Task directions: Transcribe each of the records below exactly, excluding all pictures.

Supplied records:
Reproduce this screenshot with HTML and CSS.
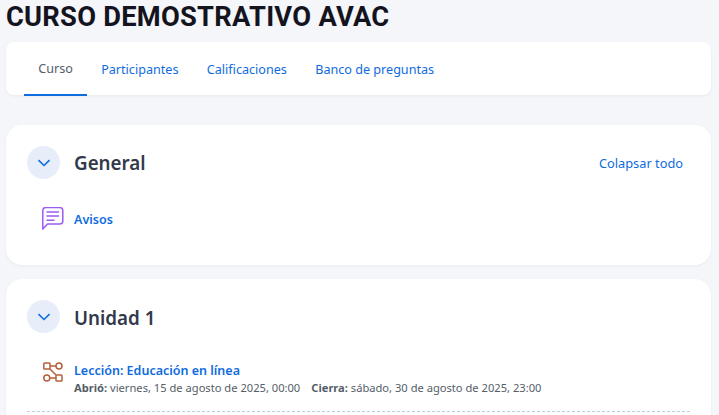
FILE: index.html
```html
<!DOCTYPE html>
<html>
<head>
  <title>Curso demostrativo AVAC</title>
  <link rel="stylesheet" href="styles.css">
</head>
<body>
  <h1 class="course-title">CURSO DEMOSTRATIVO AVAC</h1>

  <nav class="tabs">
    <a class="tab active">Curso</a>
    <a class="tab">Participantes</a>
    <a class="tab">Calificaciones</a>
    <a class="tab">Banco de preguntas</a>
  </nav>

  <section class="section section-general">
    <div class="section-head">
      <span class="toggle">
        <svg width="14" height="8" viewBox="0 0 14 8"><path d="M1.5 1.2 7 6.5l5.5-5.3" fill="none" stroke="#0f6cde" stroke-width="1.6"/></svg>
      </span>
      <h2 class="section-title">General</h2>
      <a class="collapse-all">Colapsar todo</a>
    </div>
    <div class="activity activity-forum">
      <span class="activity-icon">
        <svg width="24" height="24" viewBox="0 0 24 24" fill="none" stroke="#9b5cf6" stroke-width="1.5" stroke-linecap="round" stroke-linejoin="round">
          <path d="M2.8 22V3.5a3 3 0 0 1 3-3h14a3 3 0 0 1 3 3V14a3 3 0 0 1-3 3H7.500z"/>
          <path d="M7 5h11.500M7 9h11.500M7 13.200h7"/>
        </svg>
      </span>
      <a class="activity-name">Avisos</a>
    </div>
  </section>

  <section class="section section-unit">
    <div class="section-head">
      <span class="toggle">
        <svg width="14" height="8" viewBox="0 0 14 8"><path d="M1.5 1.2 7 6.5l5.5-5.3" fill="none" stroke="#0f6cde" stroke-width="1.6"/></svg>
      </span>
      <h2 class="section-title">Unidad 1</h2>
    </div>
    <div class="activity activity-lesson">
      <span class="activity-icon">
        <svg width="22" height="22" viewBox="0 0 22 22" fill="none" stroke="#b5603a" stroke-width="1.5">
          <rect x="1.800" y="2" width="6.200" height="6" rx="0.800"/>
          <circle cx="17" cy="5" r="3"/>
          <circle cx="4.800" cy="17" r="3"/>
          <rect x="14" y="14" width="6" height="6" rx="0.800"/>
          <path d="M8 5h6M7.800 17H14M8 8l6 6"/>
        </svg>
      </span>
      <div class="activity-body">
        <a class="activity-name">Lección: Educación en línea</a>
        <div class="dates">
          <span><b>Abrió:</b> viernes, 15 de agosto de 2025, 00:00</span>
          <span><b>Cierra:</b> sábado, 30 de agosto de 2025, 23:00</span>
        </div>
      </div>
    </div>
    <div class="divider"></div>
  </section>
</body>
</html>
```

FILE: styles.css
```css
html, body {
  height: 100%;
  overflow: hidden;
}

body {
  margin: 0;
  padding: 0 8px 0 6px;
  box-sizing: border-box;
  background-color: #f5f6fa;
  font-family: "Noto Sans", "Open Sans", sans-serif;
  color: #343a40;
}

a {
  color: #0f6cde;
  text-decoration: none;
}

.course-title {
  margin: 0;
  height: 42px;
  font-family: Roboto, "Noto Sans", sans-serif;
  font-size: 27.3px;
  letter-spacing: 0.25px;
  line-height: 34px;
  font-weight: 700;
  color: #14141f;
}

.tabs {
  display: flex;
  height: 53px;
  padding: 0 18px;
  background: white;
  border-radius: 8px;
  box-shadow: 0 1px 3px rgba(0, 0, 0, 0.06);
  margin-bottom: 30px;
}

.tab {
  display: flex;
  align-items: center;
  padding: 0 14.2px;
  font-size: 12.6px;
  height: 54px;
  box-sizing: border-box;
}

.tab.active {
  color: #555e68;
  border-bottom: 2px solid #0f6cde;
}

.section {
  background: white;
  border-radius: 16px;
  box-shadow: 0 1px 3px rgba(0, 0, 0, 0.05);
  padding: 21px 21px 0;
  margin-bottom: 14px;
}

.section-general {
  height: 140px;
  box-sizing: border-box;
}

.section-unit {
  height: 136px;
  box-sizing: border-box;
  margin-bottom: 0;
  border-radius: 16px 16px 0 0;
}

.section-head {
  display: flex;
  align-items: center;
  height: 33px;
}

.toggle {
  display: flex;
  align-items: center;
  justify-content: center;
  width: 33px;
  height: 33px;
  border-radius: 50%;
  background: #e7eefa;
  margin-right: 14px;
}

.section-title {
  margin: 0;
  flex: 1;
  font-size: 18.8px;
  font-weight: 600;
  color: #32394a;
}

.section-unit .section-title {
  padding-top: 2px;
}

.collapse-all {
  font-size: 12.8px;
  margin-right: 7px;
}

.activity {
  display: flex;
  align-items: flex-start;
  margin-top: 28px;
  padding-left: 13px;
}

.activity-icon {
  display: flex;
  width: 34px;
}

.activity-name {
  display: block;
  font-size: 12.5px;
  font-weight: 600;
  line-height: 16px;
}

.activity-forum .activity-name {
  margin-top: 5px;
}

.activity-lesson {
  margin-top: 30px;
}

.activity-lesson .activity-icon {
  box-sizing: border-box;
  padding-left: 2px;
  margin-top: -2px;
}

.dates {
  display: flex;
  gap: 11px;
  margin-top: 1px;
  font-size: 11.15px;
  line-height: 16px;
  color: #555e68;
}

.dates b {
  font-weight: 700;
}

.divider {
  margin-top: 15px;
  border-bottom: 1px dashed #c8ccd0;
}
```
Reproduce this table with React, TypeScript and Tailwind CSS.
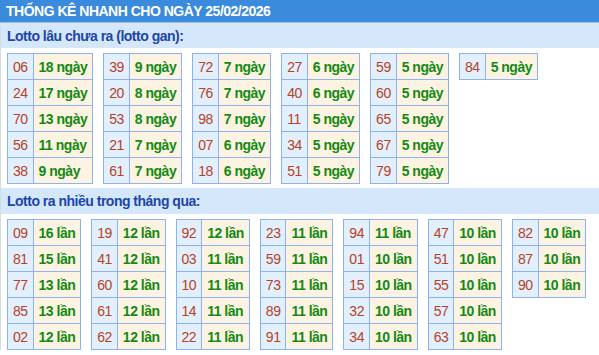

Correct response:
Reproduce this screenshot with HTML and CSS.
FILE: index.html
```html
<!DOCTYPE html>
<html>
<head>
  <title>Curso demostrativo AVAC</title>
  <link rel="stylesheet" href="styles.css">
</head>
<body>
  <h1 class="course-title">CURSO DEMOSTRATIVO AVAC</h1>

  <nav class="tabs">
    <a class="tab active">Curso</a>
    <a class="tab">Participantes</a>
    <a class="tab">Calificaciones</a>
    <a class="tab">Banco de preguntas</a>
  </nav>

  <section class="section section-general">
    <div class="section-head">
      <span class="toggle">
        <svg width="14" height="8" viewBox="0 0 14 8"><path d="M1.5 1.2 7 6.5l5.5-5.3" fill="none" stroke="#0f6cde" stroke-width="1.6"/></svg>
      </span>
      <h2 class="section-title">General</h2>
      <a class="collapse-all">Colapsar todo</a>
    </div>
    <div class="activity activity-forum">
      <span class="activity-icon">
        <svg width="24" height="24" viewBox="0 0 24 24" fill="none" stroke="#9b5cf6" stroke-width="1.5" stroke-linecap="round" stroke-linejoin="round">
          <path d="M2.8 22V3.5a3 3 0 0 1 3-3h14a3 3 0 0 1 3 3V14a3 3 0 0 1-3 3H7.500z"/>
          <path d="M7 5h11.500M7 9h11.500M7 13.200h7"/>
        </svg>
      </span>
      <a class="activity-name">Avisos</a>
    </div>
  </section>

  <section class="section section-unit">
    <div class="section-head">
      <span class="toggle">
        <svg width="14" height="8" viewBox="0 0 14 8"><path d="M1.5 1.2 7 6.5l5.5-5.3" fill="none" stroke="#0f6cde" stroke-width="1.6"/></svg>
      </span>
      <h2 class="section-title">Unidad 1</h2>
    </div>
    <div class="activity activity-lesson">
      <span class="activity-icon">
        <svg width="22" height="22" viewBox="0 0 22 22" fill="none" stroke="#b5603a" stroke-width="1.5">
          <rect x="1.800" y="2" width="6.200" height="6" rx="0.800"/>
          <circle cx="17" cy="5" r="3"/>
          <circle cx="4.800" cy="17" r="3"/>
          <rect x="14" y="14" width="6" height="6" rx="0.800"/>
          <path d="M8 5h6M7.800 17H14M8 8l6 6"/>
        </svg>
      </span>
      <div class="activity-body">
        <a class="activity-name">Lección: Educación en línea</a>
        <div class="dates">
          <span><b>Abrió:</b> viernes, 15 de agosto de 2025, 00:00</span>
          <span><b>Cierra:</b> sábado, 30 de agosto de 2025, 23:00</span>
        </div>
      </div>
    </div>
    <div class="divider"></div>
  </section>
</body>
</html>
```

FILE: styles.css
```css
html, body {
  height: 100%;
  overflow: hidden;
}

body {
  margin: 0;
  padding: 0 8px 0 6px;
  box-sizing: border-box;
  background-color: #f5f6fa;
  font-family: "Noto Sans", "Open Sans", sans-serif;
  color: #343a40;
}

a {
  color: #0f6cde;
  text-decoration: none;
}

.course-title {
  margin: 0;
  height: 42px;
  font-family: Roboto, "Noto Sans", sans-serif;
  font-size: 27.3px;
  letter-spacing: 0.25px;
  line-height: 34px;
  font-weight: 700;
  color: #14141f;
}

.tabs {
  display: flex;
  height: 53px;
  padding: 0 18px;
  background: white;
  border-radius: 8px;
  box-shadow: 0 1px 3px rgba(0, 0, 0, 0.06);
  margin-bottom: 30px;
}

.tab {
  display: flex;
  align-items: center;
  padding: 0 14.2px;
  font-size: 12.6px;
  height: 54px;
  box-sizing: border-box;
}

.tab.active {
  color: #555e68;
  border-bottom: 2px solid #0f6cde;
}

.section {
  background: white;
  border-radius: 16px;
  box-shadow: 0 1px 3px rgba(0, 0, 0, 0.05);
  padding: 21px 21px 0;
  margin-bottom: 14px;
}

.section-general {
  height: 140px;
  box-sizing: border-box;
}

.section-unit {
  height: 136px;
  box-sizing: border-box;
  margin-bottom: 0;
  border-radius: 16px 16px 0 0;
}

.section-head {
  display: flex;
  align-items: center;
  height: 33px;
}

.toggle {
  display: flex;
  align-items: center;
  justify-content: center;
  width: 33px;
  height: 33px;
  border-radius: 50%;
  background: #e7eefa;
  margin-right: 14px;
}

.section-title {
  margin: 0;
  flex: 1;
  font-size: 18.8px;
  font-weight: 600;
  color: #32394a;
}

.section-unit .section-title {
  padding-top: 2px;
}

.collapse-all {
  font-size: 12.8px;
  margin-right: 7px;
}

.activity {
  display: flex;
  align-items: flex-start;
  margin-top: 28px;
  padding-left: 13px;
}

.activity-icon {
  display: flex;
  width: 34px;
}

.activity-name {
  display: block;
  font-size: 12.5px;
  font-weight: 600;
  line-height: 16px;
}

.activity-forum .activity-name {
  margin-top: 5px;
}

.activity-lesson {
  margin-top: 30px;
}

.activity-lesson .activity-icon {
  box-sizing: border-box;
  padding-left: 2px;
  margin-top: -2px;
}

.dates {
  display: flex;
  gap: 11px;
  margin-top: 1px;
  font-size: 11.15px;
  line-height: 16px;
  color: #555e68;
}

.dates b {
  font-weight: 700;
}

.divider {
  margin-top: 15px;
  border-bottom: 1px dashed #c8ccd0;
}
```
Reproduce this table with React, TypeScript and Tailwind CSS.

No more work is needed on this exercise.